Personal information
- Full name: Lewis McComb Pitchford
- Born: 11 June 1903 Mornington, Victoria
- Died: 25 July 1969 (aged 66) Hobart, Tasmania
- Original teams: St Patrick's FC, Albury. O&MFL
- Height: 188 cm (6 ft 2 in)
- Weight: 79 kg (174 lb)
- Position: Ruck / Forward

Playing career^{1}
- Years: Club / Games (Goals)
- 1927–30: North Melbourne / 51 (15)
- ^{1} Playing statistics correct to the end of 1930.

= Max Pitchford =

Australian rules footballer, born 1903

Lewis McComb Pitchford (11 June 1903 – 25 July 1969) was an Australian rules footballer who played with North Melbourne in the Victorian Football League (VFL).

==Football==
Originally playing with Mornington, Pitchford trialled with Fitzroy in 1923 before playing with St Patricks in Albury in 1926.

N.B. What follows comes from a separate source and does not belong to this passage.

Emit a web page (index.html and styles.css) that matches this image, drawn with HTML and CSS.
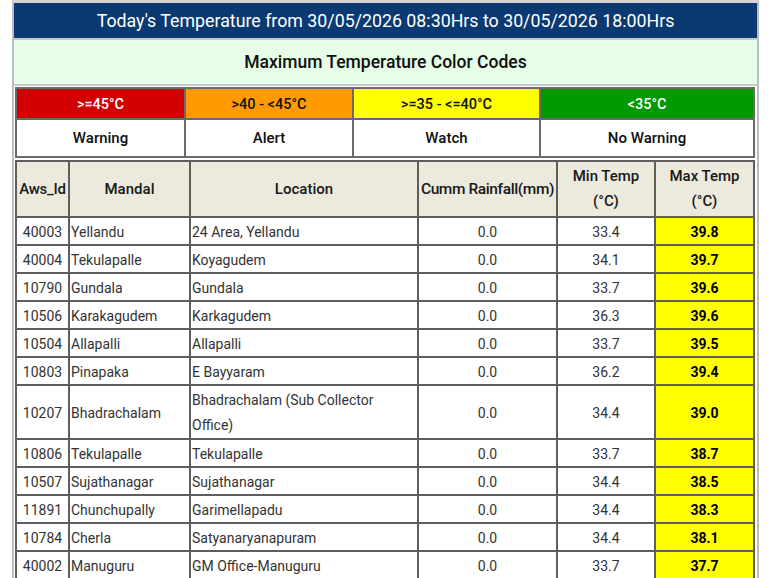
FILE: index.html
```html
<!DOCTYPE html>
<html>
<head>
<meta charset="utf-8">
<link rel="stylesheet" href="styles.css">
</head>
<body>
<div class="wrap">
  <div class="title">Today's Temperature from 30/05/2026 08:30Hrs to 30/05/2026 18:00Hrs</div>
  <div class="subtitle">Maximum Temperature Color Codes</div>
  <table class="codes">
    <colgroup><col class="c1"><col class="c2"><col class="c3"><col class="c4"></colgroup>
    <tr class="swatch">
      <td class="red">&gt;=45°C</td>
      <td class="orange">&gt;40 - &lt;45°C</td>
      <td class="yellow">&gt;=35 - &lt;=40°C</td>
      <td class="green">&lt;35°C</td>
    </tr>
    <tr class="label">
      <td>Warning</td>
      <td>Alert</td>
      <td>Watch</td>
      <td>No Warning</td>
    </tr>
  </table>
  <table class="data">
    <colgroup><col class="w1"><col class="w2"><col class="w3"><col class="w4"><col class="w5"><col class="w6"></colgroup>
    <tr class="head">
      <th class="aws">Aws_Id</th>
      <th>Mandal</th>
      <th>Location</th>
      <th class="rain">Cumm Rainfall(mm)</th>
      <th>Min Temp<br>(°C)</th>
      <th>Max Temp<br>(°C)</th>
    </tr>
    <tr><td class="id">40003</td><td>Yellandu</td><td>24 Area, Yellandu</td><td class="c">0.0</td><td class="c">33.4</td><td class="max">39.8</td></tr>
    <tr><td class="id">40004</td><td>Tekulapalle</td><td>Koyagudem</td><td class="c">0.0</td><td class="c">34.1</td><td class="max">39.7</td></tr>
    <tr><td class="id">10790</td><td>Gundala</td><td>Gundala</td><td class="c">0.0</td><td class="c">33.7</td><td class="max">39.6</td></tr>
    <tr><td class="id">10506</td><td>Karakagudem</td><td>Karkagudem</td><td class="c">0.0</td><td class="c">36.3</td><td class="max">39.6</td></tr>
    <tr><td class="id">10504</td><td>Allapalli</td><td>Allapalli</td><td class="c">0.0</td><td class="c">33.7</td><td class="max">39.5</td></tr>
    <tr><td class="id">10803</td><td>Pinapaka</td><td>E Bayyaram</td><td class="c">0.0</td><td class="c">36.2</td><td class="max">39.4</td></tr>
    <tr><td class="id">10207</td><td>Bhadrachalam</td><td class="two">Bhadrachalam (Sub Collector Office)</td><td class="c">0.0</td><td class="c">34.4</td><td class="max">39.0</td></tr>
    <tr><td class="id">10806</td><td>Tekulapalle</td><td>Tekulapalle</td><td class="c">0.0</td><td class="c">33.7</td><td class="max">38.7</td></tr>
    <tr><td class="id">10507</td><td>Sujathanagar</td><td>Sujathanagar</td><td class="c">0.0</td><td class="c">34.4</td><td class="max">38.5</td></tr>
    <tr><td class="id">11891</td><td>Chunchupally</td><td>Garimellapadu</td><td class="c">0.0</td><td class="c">34.4</td><td class="max">38.3</td></tr>
    <tr><td class="id">10784</td><td>Cherla</td><td>Satyanaryanapuram</td><td class="c">0.0</td><td class="c">34.4</td><td class="max">38.1</td></tr>
    <tr><td class="id">40002</td><td>Manuguru</td><td>GM Office-Manuguru</td><td class="c">0.0</td><td class="c">33.7</td><td class="max">37.7</td></tr>
  </table>
</div>
</body>
</html>
```

FILE: styles.css
```css
html, body {
  margin: 0;
  padding: 0;
  background: #ffffff;
}
body {
  font-family: Roboto, "Noto Sans", sans-serif;
  color: #333;
}
.wrap {
  margin-left: 12px;
  width: 743px;
  border-left: 2px solid #bdbdbd;
  border-right: 2px solid #bdbdbd;
  border-top: 3px solid #d4d4d4;
}
.title {
  height: 35px;
  line-height: 35px;
  background: #0a3a71;
  color: #ffffff;
  font-size: 17.8px;
  text-align: center;
}
.subtitle {
  height: 44px;
  line-height: 44px;
  border-top: 2px solid #c9c9c9;
  border-bottom: 2px solid #c9c9c9;
  background: #e6fde7;
  color: #111;
  font-family: "Roboto Medium", Roboto, sans-serif;
  font-size: 17.5px;
  font-weight: 500;
  text-align: center;
}
table {
  border-spacing: 0;
  border-collapse: separate;
  table-layout: fixed;
}
.codes {
  margin: 1px 0 0 1px;
  width: 740px;
  border: 2px solid #6a6a6a;
}
.codes col.c1 { width: 169px; }
.codes col.c2 { width: 168px; }
.codes col.c3 { width: 187px; }
.codes col.c4 { width: 212px; }
.codes td {
  padding: 0;
  text-align: center;
  font-family: "Roboto Medium", Roboto, sans-serif;
  font-weight: 700;
  border-right: 2px solid #6a6a6a;
}
.codes td:last-child { border-right: 0; }
.swatch td {
  height: 28px;
  padding-top: 1px;
  font-size: 14.5px;
  border-bottom: 2px solid #6a6a6a;
}
.label td {
  height: 36px;
  font-size: 15px;
  font-weight: 500;
  color: #111;
  background: #fff;
}
.red { background: #d20000; color: #fff; }
.orange { background: #ff9b00; color: #111; }
.yellow { background: #ffff00; color: #111; }
.green { background: #009a00; color: #fff; }

.data {
  margin: 2px 0 0 1px;
  width: 740px;
  border-left: 2px solid #5e5e5e;
  border-top: 2px solid #5e5e5e;
}
.data col.w1 { width: 53px; }
.data col.w2 { width: 121px; }
.data col.w3 { width: 228px; }
.data col.w4 { width: 139px; }
.data col.w5 { width: 98px; }
.data col.w6 { width: 99px; }
.data th, .data td {
  border-right: 2px solid #5e5e5e;
  border-bottom: 2px solid #5e5e5e;
}
.data th {
  background: #ece9dd;
  color: #1a1a1a;
  font-family: "Roboto Medium", Roboto, sans-serif;
  font-size: 15px;
  font-weight: 500;
  line-height: 25px;
  padding: 2px 0;
  text-align: center;
}
.data th.aws { font-size: 15px; letter-spacing: -0.3px; }
.data th.rain { font-size: 15.5px; letter-spacing: -0.4px; white-space: nowrap; }
.data td {
  font-size: 14px;
  line-height: 24px;
  padding: 2px 0 0 1px;
  text-align: left;
  color: #333;
}
.data td.two { line-height: 25px; }
.data td.id { text-align: center; padding: 2px 0 0 0; }
.data td.c { text-align: center; padding: 2px 0 0 0; }
.data td.max {
  text-align: center;
  padding: 2px 0 0 0;
  background: #ffff00;
  color: #000;
  font-weight: 700;
}
```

Pitchford moved to North Melbourne in 1927 and played 51 games over the next four seasons for the club.

In 1931 he was appointed as captain-coach of Ballarat Imperials Football Club.

==War service==
Pitchford later served in the Australian Army during World War II.

==Death==
Pitchford died in Hobart on 25 July 1969 and is buried at Cornelian Bay Cemetery.